Potatoes are classified as a starchy vegetable, not a plain vegetable like broccoli or spinach. This matters because starchy vegetables are more calorie-dense, so they shouldn’t replace your non-starchy vegetables. Think of them as occupying the same slot in your meal as rice, bread, or pasta. When you swap out a serving of white rice for an equal portion of boiled or cooled potatoes, you’re likely to feel fuller on the same or fewer calories.

Keep the Skin On

A 100-gram serving of boiled potato with the skin provides about 1.8 grams of fiber. That might sound modest, but the distribution is important: the skin makes up only 1 to 2 percent of the potato’s weight, yet dried potato skins are about 52 percent fiber. Peeling your potatoes strips away a disproportionate amount of their fiber content. Since fiber slows digestion and contributes to that full feeling, keeping the skin on is one of the easiest ways to make potatoes more diet-friendly.

What to Avoid

The potato itself isn’t the problem in most diets. The problem is what gets added to it. A plain medium baked potato runs about 150 calories. Load it with butter, sour cream, cheese, and bacon bits and you can easily triple that. French fries and chips are cooked in oil that adds hundreds of calories per serving while reducing the resistant starch that makes potatoes so filling in the first place.

If you want potatoes to work in your favor, the best options are boiled, steamed, roasted with minimal oil, or baked. Season with herbs, vinegar, mustard, salsa, or a small amount of olive oil. Pair them with a protein source and non-starchy vegetables to build a balanced, satisfying plate. Cook them ahead of time and store them in the fridge so you get the blood sugar benefits of resistant starch formation, then reheat when you’re ready to eat.

Potatoes Compared to Other Starches

  • Vs. white rice: Potatoes are more filling per calorie and contain more potassium and vitamin C. Cooled potatoes have a lower glycemic impact than freshly cooked white rice.
  • Vs. pasta: Boiled potatoes suppress hunger significantly more than pasta at the same calorie count.

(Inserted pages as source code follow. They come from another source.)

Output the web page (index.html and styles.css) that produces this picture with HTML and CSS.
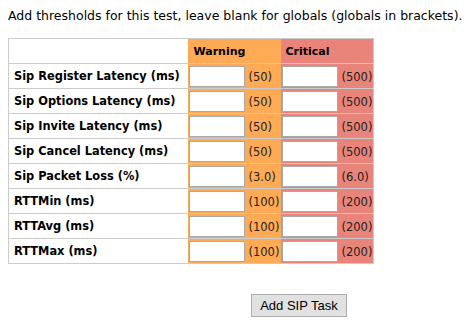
FILE: index.html
```html
<!DOCTYPE html>
<html lang="en">
<head>
    <meta charset="UTF-8">
    <title>Add SIP Task</title>
    <link rel="stylesheet" href="styles.css">
</head>
<body>
    <p class="intro">Add thresholds for this test, leave blank for globals (globals in brackets).</p>

    <table class="thresholds">
        <colgroup>
            <col class="col-label">
            <col class="col-level">
            <col class="col-level">
        </colgroup>
        <tr>
            <th class="label"></th>
            <th class="warn">Warning</th>
            <th class="crit">Critical</th>
        </tr>
        <tr>
            <td class="label">Sip Register Latency (ms)</td>
            <td class="warn"><input type="text"><span>(50)</span></td>
            <td class="crit"><input type="text"><span>(500)</span></td>
        </tr>
        <tr>
            <td class="label">Sip Options Latency (ms)</td>
            <td class="warn"><input type="text"><span>(50)</span></td>
            <td class="crit"><input type="text"><span>(500)</span></td>
        </tr>
        <tr>
            <td class="label">Sip Invite Latency (ms)</td>
            <td class="warn"><input type="text"><span>(50)</span></td>
            <td class="crit"><input type="text"><span>(500)</span></td>
        </tr>
        <tr>
            <td class="label">Sip Cancel Latency (ms)</td>
            <td class="warn"><input type="text"><span>(50)</span></td>
            <td class="crit"><input type="text"><span>(500)</span></td>
        </tr>
        <tr>
            <td class="label">Sip Packet Loss (%)</td>
            <td class="warn"><input type="text"><span>(3.0)</span></td>
            <td class="crit"><input type="text"><span>(6.0)</span></td>
        </tr>
        <tr>
            <td class="label">RTTMin (ms)</td>
            <td class="warn"><input type="text"><span>(100)</span></td>
            <td class="crit"><input type="text"><span>(200)</span></td>
        </tr>
        <tr>
            <td class="label">RTTAvg (ms)</td>
            <td class="warn"><input type="text"><span>(100)</span></td>
            <td class="crit"><input type="text"><span>(200)</span></td>
        </tr>
        <tr>
            <td class="label">RTTMax (ms)</td>
            <td class="warn"><input type="text"><span>(100)</span></td>
            <td class="crit"><input type="text"><span>(200)</span></td>
        </tr>
    </table>

    <div class="actions">
        <button type="button" class="submit">Add SIP Task</button>
    </div>
</body>
</html>
```

FILE: styles.css
```css
body {
    margin: 8px;
    font-family: 'DejaVu Sans', Verdana, sans-serif;
    font-size: 12px;
    color: #000;
    background: #fff;
}

.intro {
    margin: 0 0 15px 0;
    line-height: 15px;
    font-size: 12.5px;
    white-space: nowrap;
}

.thresholds {
    border-collapse: collapse;
    border: 1px solid #ccc;
    table-layout: fixed;
    width: 366px;
    font-size: 11.5px;
}

.col-label {
    width: 179px;
}

.col-level {
    width: 93px;
}

.thresholds th,
.thresholds td {
    height: 24px;
    padding: 0;
    border-bottom: 1px solid #ccc;
    text-align: left;
    white-space: nowrap;
    overflow: hidden;
}

.thresholds th {
    font-weight: bold;
    font-size: 11px;
    padding-left: 6px;
}

.thresholds th.crit {
    padding-left: 5px;
}

.thresholds .label {
    padding-left: 5px;
    font-weight: bold;
    font-size: 11.4px;
}

.thresholds .warn {
    background: #ffaa55;
}

.thresholds .crit {
    background: #e9847a;
}

.thresholds td.warn,
.thresholds td.crit {
    padding-left: 1px;
}

.thresholds input {
    width: 52px;
    height: 17px;
    margin: 0 4px 0 0;
    padding: 1px;
    border: 1px solid #a9a9a9;
    vertical-align: middle;
    font-size: 11px;
}

.thresholds span {
    vertical-align: middle;
    color: #222;
}

.actions {
    margin-top: 30px;
    padding-left: 243px;
}

.submit {
    font-family: 'Liberation Sans', Arial, sans-serif;
    font-size: 13px;
    width: 96px;
    height: 23px;
    background: #e1e1e1;
    border: 1px solid #adadad;
    color: #000;
    padding: 0;
}
```
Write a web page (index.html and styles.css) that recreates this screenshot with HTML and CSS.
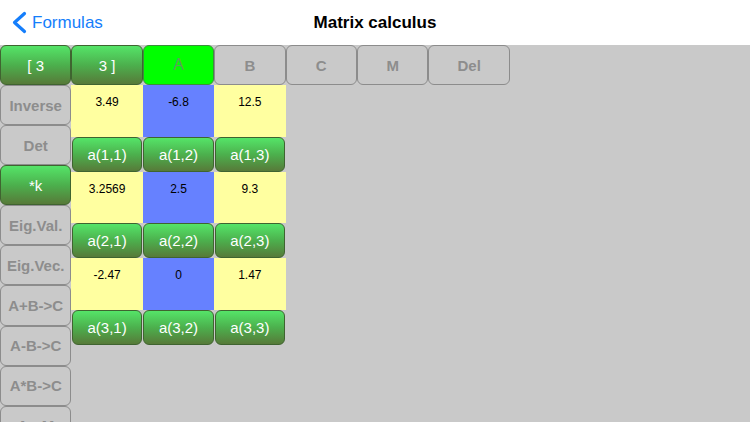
FILE: index.html
```html
<!DOCTYPE html>
<html>
<head>
<meta charset="utf-8">
<link rel="stylesheet" href="styles.css">
</head>
<body>
<header class="nav">
  <a class="back">
    <svg class="chev" width="16" height="24" viewBox="0 0 16 24"><polyline points="13.5,2.5 3.5,11.5 13.5,20.5" fill="none" stroke="#157efb" stroke-width="3.2" stroke-linecap="round" stroke-linejoin="round"/></svg>
    <span>Formulas</span>
  </a>
  <h1 class="title">Matrix calculus</h1>
  <div></div>
</header>
<main class="board">
  <div class="toprow">
    <div class="btn green small">[ 3</div>
    <div class="btn green small">3 ]</div>
    <div class="btn lime">A</div>
    <div class="btn gray">B</div>
    <div class="btn gray">C</div>
    <div class="btn gray">M</div>
    <div class="btn gray">Del</div>
  </div>
  <div class="work">
    <div class="side">
      <div class="btn gray">Inverse</div>
      <div class="btn gray">Det</div>
      <div class="btn green small">*k</div>
      <div class="btn gray">Eig.Val.</div>
      <div class="btn gray">Eig.Vec.</div>
      <div class="btn gray">A+B-&gt;C</div>
      <div class="btn gray">A-B-&gt;C</div>
      <div class="btn gray">A*B-&gt;C</div>
      <div class="btn gray">A-&gt;M</div>
    </div>
    <div class="matrix">
      <div class="cell y">3.49</div>
      <div class="cell b">-6.8</div>
      <div class="cell y">12.5</div>
      <div class="abtn">a(1,1)</div>
      <div class="abtn">a(1,2)</div>
      <div class="abtn">a(1,3)</div>
      <div class="cell y">3.2569</div>
      <div class="cell b">2.5</div>
      <div class="cell y">9.3</div>
      <div class="abtn">a(2,1)</div>
      <div class="abtn">a(2,2)</div>
      <div class="abtn">a(2,3)</div>
      <div class="cell y">-2.47</div>
      <div class="cell b">0</div>
      <div class="cell y">1.47</div>
      <div class="abtn">a(3,1)</div>
      <div class="abtn">a(3,2)</div>
      <div class="abtn">a(3,3)</div>
    </div>
  </div>
</main>
</body>
</html>
```

FILE: styles.css
```css
* { box-sizing: border-box; }
html, body { margin: 0; padding: 0; }
body {
  width: 750px;
  height: 422px;
  overflow: hidden;
  font-family: "Liberation Sans", Arial, sans-serif;
  background: #c9c9c9;
}
.nav {
  height: 45px;
  background: #ffffff;
  display: grid;
  grid-template-columns: 1fr auto 1fr;
  align-items: center;
}
.back {
  display: flex;
  align-items: center;
  color: #157efb;
  font-size: 17px;
  padding-left: 11px;
  padding-top: 1px;
}
.chev { display: block; margin-right: 5px; }
.title {
  margin: 0;
  font-size: 17px;
  font-weight: bold;
  color: #000;
  padding-top: 1px;
}
.board {
  height: 377px;
  overflow: hidden;
}
.toprow {
  display: grid;
  grid-template-columns: repeat(6, 71.4px) 81.6px;
  height: 40px;
}
.btn {
  display: flex;
  align-items: center;
  justify-content: center;
  border-radius: 6px;
  border: 1px solid #8c8c8c;
  font-size: 15px;
  font-weight: bold;
  white-space: nowrap;
}
.gray {
  background: #c9c9c9;
  color: #8d8d8d;
}
.green {
  background: linear-gradient(#55e468, #4cb04d 50%, #577a39);
  border-color: #3f6430;
  color: #ffffff;
}
.small {
  font-size: 15px;
  font-weight: normal;
}
.lime {
  background: #00ff00;
  border-color: #3b8f3b;
  color: #5e9f5e;
  font-weight: normal;
  font-size: 16px;
}
.work {
  display: flex;
}
.side {
  width: 71.4px;
  display: grid;
  grid-auto-rows: 40.1px;
}
.matrix {
  display: grid;
  grid-template-columns: repeat(3, 71.4px);
  grid-template-rows: 51.7px 35px 51.7px 35px 51.7px 35px;
  align-self: flex-start;
}
.cell {
  font-size: 12px;
  color: #000;
  text-align: center;
  padding-top: 10px;
}
.y { background: #ffffa0; }
.b { background: #6681ff; }
.abtn {
  background: linear-gradient(#55e468, #4cb04d 50%, #577a39);
  border: 1px solid #3f6430;
  border-radius: 6px;
  color: #ffffff;
  font-size: 15px;
  display: flex;
  align-items: center;
  justify-content: center;
  margin: 0 0.5px;
}
```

Pasta does have a naturally lower glycemic index when cooked al dente, but it’s also easier to overeat.
  • Vs. sweet potatoes: Both are nutritious starchy vegetables. Sweet potatoes have more vitamin A, while white potatoes have more potassium. Their calorie counts are similar, and both can fit into a weight loss plan.
  • Vs. bread: Potatoes are far more satiating than white bread and, when cooled, have a comparable or lower glycemic index than whole wheat bread. They’re also less processed and more nutrient-dense.

The bottom line is simple: a plain potato, prepared without excess fat and ideally cooled before eating, is one of the most effective foods for staying full on fewer calories. Rather than cutting potatoes from your diet, you’re better off using them strategically to replace less filling starches.